You’re holding the rifle correctly. You’ve aligned your sight correctly and got a good sight picture. Your breathing is in order, and you’re either timing your shot between breaths, or you’re holding it. All that’s left is to take the shot.
Squeezing the trigger correctly is of utmost importance – a mistake here will mean that all your careful work prior to this point will be for nothing.
If you squeeze the trigger too abruptly or tense at the wrong moment, your grip, sight work, and breath control won’t matter at all.
So, how can you ensure that your trigger work is solid?
Firstly, it’s important to note that if you’re expecting the shot, you’re going to tense up. That can’t be helped; it’s a purely unconscious reflex to jump at a loud noise like a gunshot.
To avoid this, you’ll have to take yourself unawares. How can you possibly do that?
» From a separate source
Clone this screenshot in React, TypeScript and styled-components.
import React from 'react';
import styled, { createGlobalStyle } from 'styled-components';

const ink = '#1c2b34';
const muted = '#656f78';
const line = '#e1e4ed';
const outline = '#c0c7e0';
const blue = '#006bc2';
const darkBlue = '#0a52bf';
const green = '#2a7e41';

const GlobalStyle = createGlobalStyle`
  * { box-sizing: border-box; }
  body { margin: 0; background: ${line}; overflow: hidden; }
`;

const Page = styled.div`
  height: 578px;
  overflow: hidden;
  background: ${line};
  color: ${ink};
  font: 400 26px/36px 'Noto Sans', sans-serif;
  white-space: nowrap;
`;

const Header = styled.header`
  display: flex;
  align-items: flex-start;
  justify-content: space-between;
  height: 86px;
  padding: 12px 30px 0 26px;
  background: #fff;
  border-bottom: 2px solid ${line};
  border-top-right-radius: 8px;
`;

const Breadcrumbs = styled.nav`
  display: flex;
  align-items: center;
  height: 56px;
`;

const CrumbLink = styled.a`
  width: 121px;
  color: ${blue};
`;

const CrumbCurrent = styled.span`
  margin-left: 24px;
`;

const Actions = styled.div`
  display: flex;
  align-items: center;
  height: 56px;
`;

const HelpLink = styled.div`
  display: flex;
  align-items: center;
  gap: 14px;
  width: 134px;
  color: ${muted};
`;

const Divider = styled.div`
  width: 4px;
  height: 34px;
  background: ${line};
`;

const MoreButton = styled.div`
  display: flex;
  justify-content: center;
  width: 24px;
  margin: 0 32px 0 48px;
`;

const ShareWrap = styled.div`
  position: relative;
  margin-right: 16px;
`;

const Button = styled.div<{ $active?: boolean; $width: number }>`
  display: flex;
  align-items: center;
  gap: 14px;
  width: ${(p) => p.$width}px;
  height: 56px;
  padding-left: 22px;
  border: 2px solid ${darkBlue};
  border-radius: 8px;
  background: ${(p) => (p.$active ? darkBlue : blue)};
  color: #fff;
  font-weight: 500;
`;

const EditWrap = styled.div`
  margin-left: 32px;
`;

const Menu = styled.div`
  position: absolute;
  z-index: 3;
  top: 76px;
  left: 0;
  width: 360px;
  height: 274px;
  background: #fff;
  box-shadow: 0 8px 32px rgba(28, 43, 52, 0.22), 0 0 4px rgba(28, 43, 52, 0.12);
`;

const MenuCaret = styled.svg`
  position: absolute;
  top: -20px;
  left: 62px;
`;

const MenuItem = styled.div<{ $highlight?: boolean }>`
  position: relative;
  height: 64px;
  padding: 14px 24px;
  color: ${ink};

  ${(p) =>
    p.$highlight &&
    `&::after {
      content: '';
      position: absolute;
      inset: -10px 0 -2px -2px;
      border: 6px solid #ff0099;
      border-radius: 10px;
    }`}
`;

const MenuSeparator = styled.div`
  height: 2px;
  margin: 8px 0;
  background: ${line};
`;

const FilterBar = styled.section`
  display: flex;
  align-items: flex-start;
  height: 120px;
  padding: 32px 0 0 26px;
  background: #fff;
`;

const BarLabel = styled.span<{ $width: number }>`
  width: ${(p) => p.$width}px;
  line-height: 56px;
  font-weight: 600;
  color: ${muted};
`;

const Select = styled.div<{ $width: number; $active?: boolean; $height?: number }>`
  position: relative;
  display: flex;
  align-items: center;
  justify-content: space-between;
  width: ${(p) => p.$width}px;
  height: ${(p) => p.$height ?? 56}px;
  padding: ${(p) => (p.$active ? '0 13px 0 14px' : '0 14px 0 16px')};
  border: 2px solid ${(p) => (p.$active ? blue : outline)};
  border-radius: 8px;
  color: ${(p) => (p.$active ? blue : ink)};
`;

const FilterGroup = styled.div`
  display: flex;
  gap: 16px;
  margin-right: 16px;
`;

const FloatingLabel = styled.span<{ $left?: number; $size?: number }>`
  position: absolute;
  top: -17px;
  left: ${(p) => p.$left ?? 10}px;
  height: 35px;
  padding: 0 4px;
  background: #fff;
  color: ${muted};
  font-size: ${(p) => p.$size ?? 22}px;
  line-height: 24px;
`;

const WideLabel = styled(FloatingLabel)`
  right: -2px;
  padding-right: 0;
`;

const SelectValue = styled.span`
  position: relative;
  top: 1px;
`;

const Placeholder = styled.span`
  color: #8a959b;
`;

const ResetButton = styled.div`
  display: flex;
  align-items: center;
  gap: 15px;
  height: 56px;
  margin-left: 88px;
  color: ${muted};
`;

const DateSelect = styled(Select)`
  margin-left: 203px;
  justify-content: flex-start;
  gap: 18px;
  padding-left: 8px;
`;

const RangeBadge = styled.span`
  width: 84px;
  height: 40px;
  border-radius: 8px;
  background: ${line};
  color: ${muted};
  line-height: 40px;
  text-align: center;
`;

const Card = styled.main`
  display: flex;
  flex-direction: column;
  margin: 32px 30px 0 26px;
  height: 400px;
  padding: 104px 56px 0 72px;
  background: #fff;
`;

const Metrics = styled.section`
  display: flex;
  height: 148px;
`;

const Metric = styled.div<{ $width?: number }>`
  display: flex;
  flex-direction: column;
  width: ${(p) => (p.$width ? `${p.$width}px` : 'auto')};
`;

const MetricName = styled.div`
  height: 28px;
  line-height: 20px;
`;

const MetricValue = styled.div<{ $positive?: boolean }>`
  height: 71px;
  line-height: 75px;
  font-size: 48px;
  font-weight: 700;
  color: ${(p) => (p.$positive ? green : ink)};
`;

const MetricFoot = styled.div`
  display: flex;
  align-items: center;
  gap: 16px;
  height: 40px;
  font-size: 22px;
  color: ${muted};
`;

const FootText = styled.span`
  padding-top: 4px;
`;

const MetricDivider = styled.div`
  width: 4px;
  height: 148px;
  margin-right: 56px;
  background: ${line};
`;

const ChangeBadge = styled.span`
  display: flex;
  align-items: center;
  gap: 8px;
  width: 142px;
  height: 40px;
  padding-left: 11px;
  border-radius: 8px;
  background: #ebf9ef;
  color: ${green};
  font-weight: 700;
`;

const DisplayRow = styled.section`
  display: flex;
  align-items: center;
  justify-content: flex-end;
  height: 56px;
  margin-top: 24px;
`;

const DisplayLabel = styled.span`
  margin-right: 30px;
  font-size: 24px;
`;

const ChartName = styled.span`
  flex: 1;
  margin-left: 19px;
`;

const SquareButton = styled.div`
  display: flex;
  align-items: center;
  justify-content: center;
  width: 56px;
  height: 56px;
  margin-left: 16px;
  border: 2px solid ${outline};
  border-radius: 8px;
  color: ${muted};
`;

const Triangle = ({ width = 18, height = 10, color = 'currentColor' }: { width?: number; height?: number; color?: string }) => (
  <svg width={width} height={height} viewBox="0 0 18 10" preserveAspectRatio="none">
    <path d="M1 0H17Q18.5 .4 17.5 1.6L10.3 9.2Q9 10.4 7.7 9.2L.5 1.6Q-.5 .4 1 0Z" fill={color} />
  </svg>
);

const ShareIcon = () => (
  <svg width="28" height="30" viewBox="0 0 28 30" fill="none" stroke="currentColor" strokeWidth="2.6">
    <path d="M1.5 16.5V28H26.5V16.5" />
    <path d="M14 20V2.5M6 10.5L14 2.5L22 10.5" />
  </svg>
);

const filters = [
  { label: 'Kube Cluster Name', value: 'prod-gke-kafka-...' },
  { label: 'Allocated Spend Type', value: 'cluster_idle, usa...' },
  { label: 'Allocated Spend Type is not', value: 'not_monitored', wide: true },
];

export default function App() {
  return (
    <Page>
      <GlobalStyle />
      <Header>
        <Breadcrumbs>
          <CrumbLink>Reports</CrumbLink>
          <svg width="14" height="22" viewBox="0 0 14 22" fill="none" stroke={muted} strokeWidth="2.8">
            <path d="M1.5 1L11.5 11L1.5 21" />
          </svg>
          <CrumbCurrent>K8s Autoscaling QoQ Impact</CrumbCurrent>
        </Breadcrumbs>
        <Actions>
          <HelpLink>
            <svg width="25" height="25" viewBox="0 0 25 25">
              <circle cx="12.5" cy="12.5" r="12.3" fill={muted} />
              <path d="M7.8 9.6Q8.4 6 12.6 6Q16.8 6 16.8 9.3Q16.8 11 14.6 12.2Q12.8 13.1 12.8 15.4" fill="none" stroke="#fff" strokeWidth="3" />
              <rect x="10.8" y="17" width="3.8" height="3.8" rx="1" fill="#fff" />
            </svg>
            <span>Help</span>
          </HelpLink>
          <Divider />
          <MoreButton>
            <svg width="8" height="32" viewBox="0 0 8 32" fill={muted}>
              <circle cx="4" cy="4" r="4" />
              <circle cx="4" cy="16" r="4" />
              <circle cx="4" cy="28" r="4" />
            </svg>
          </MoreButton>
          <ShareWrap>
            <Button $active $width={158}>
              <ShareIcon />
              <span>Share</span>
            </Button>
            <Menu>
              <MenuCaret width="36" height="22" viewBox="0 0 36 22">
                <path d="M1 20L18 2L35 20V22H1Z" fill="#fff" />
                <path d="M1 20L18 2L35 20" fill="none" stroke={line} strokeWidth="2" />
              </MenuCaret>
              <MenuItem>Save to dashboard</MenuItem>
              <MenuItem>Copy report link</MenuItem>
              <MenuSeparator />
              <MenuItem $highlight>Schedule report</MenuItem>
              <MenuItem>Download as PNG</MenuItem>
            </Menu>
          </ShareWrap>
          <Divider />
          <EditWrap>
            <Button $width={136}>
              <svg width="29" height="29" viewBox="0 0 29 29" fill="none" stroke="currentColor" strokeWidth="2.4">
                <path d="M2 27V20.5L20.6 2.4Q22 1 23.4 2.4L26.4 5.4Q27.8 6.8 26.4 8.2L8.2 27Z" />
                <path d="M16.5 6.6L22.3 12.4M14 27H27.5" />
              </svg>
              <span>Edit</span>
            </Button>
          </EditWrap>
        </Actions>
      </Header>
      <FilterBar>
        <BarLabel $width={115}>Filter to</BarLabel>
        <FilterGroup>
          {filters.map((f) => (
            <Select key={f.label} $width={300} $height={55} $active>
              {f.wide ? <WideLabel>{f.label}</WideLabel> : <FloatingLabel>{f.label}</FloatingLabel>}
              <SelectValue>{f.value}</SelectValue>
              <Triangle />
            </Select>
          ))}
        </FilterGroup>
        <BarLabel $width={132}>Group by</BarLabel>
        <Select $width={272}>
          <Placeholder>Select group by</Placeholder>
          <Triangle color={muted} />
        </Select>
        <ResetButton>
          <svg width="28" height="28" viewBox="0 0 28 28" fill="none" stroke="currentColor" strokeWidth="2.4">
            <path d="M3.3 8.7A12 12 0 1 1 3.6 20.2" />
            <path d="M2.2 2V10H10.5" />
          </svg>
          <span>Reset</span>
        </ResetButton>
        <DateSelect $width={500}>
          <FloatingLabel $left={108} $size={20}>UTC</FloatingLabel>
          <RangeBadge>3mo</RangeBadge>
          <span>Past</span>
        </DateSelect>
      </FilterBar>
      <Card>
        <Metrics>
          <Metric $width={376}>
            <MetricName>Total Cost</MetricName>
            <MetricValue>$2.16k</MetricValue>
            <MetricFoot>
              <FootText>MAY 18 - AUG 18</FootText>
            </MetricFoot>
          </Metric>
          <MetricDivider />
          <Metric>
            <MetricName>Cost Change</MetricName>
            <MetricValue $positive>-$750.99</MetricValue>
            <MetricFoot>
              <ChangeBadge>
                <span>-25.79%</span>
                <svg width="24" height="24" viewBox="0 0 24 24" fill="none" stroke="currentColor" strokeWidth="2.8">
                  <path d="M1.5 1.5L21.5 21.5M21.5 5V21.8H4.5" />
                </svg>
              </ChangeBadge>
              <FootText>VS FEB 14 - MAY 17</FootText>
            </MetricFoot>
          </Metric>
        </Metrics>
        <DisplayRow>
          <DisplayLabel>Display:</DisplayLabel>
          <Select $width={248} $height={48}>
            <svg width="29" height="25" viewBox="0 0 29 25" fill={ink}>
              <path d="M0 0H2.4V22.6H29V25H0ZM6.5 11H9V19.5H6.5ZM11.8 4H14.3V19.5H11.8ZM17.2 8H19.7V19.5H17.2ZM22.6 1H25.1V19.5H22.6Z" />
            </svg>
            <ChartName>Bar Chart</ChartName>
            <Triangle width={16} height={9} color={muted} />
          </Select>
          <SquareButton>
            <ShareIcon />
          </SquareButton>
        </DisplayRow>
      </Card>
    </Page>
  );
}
By applying slow, constant pressure to the trigger.
This pressure means that you’re never quite sure when the shot is going to come, which means that you won’t tense up and miss your shot.
But it also means that you’re not pulling the trigger too quickly, which can result in your pulling the rifle to one side or another.
The Key Marksmanship Principles Are Grip, Position, Sight Alignment, Sight Picture, Breath Control, and Trigger Squeeze
And there we have it – the 6 marksmanship principles that any successful sharpshooter will need before building up any other related shooting skills.
If you can master the marksmanship principles of grip, position, sight alignment, sight picture, breath control, and trigger squeeze, then you’ll soon be pulling off those impossible kilometer-plus shots with ease.
Remember that even the longest journey begins with a single step – and even the greatest sharpshooters in history began with shouldering a rifle correctly. So too, then, must you.